The only public plan for redeveloping the space since Katrina came during Mayor Ray Nagin’s administration. Developer Stewart Juneau’s plan called for renaming the auditorium the Center for Entertainment and Creative Industry. The building also would have included office space for production companies and other creative ventures. But it fizzled after Juneau’s contract with the city came under criticism from the New Orleans inspector general and the City Council.

When Mayor Mitch Landrieu took office in 2010, he did not include the building in his original list of projects the city committed to rebuilding.

Landrieu’s office has haggled with FEMA about how much the federal agency should pay to help repair the building. FEMA originally offered $7 million. The city has managed to nearly triple that to $20 million, a spokesman for the city said.

The first indication that the space would indeed be restored came this year. In January, the city began pumping leftover Katrina water from the auditorium’s basement. That work is scheduled to be completed by the end of June.

While it is ongoing, the building’s doors and windows remain boarded. City spokesman Tyler Gamble said the New Orleans Police Department monitors the building daily.

The patrols, however, have not stopped people from breaking into the abandoned building.

Leo Watermeier, who lives near the park and usually stops by on Sunday mornings to tend to the rose bushes, found a man sleeping on the auditorium’s lobby floor last week. Discarded food containers littered the floor nearby. A glass door had been broken.

“It’s been a frustration,” Watermeier said. “We’ve been very frustrated for years that we cannot get the city to fix up the auditorium. We feel like the city is the biggest slumlord in our neighborhood.”

The empty building has long been a source of irritation for people who live and work nearby. Many believe that reopening the auditorium would help to spur development along North Rampart.

“We obviously would like to see it redeveloped, renovated and repaired,” Speights said. “It would make business happier and streets busier.”

Emanuel Lain Jr. , who runs People United for Armstrong Park, an organization that produces the Jazz in the Park concert series, said he surveyed neighbors soon after Landrieu became mayor about what they’d like to see happen to the auditorium. He said he submitted the findings to the city in hopes of helping to redevelop it. But Lain said talks with the city haven’t progressed since then.

“We realized that we can’t move faster than what the city wants to move,” he said. “So we’ve been focused on the rest of the park issues.”
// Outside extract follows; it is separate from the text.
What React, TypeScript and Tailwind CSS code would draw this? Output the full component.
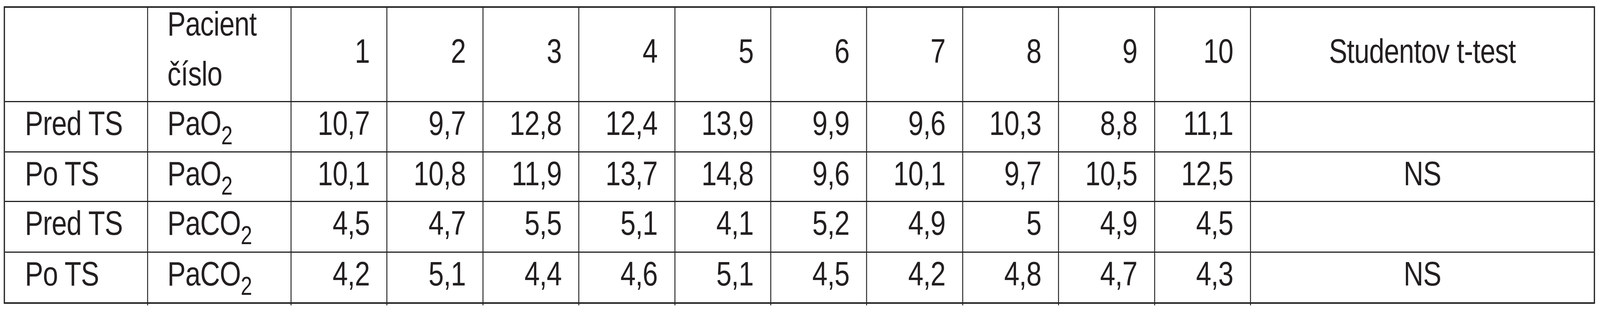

As the auditorium sits, the list of rejuvenated theaters in the city is growing. The city-owned Mahalia Jackson Theater reopened in 2009, followed by the Joy Theatre in 2011. The Saenger and Civic theaters reopened last year. The Civic had been closed for decades, while the Saenger had not reopened since Katrina. The Orpheum was recently purchased and is due to again become the home of the Louisiana Philharmonic Orchestra when it reopens next year. The historic Carver Theater, which was the Carver Medical Clinic before Katrina, reopened as a performance venue last month.

Late last month, the city advertised for bids to remove asbestos, lead-based paint and mold from the auditorium. That work is scheduled to begin in September.

By October 2015, the city expects to have removed “all contents” inside the building, replaced the sprinkler system and installed a new roof and interior ventilation system.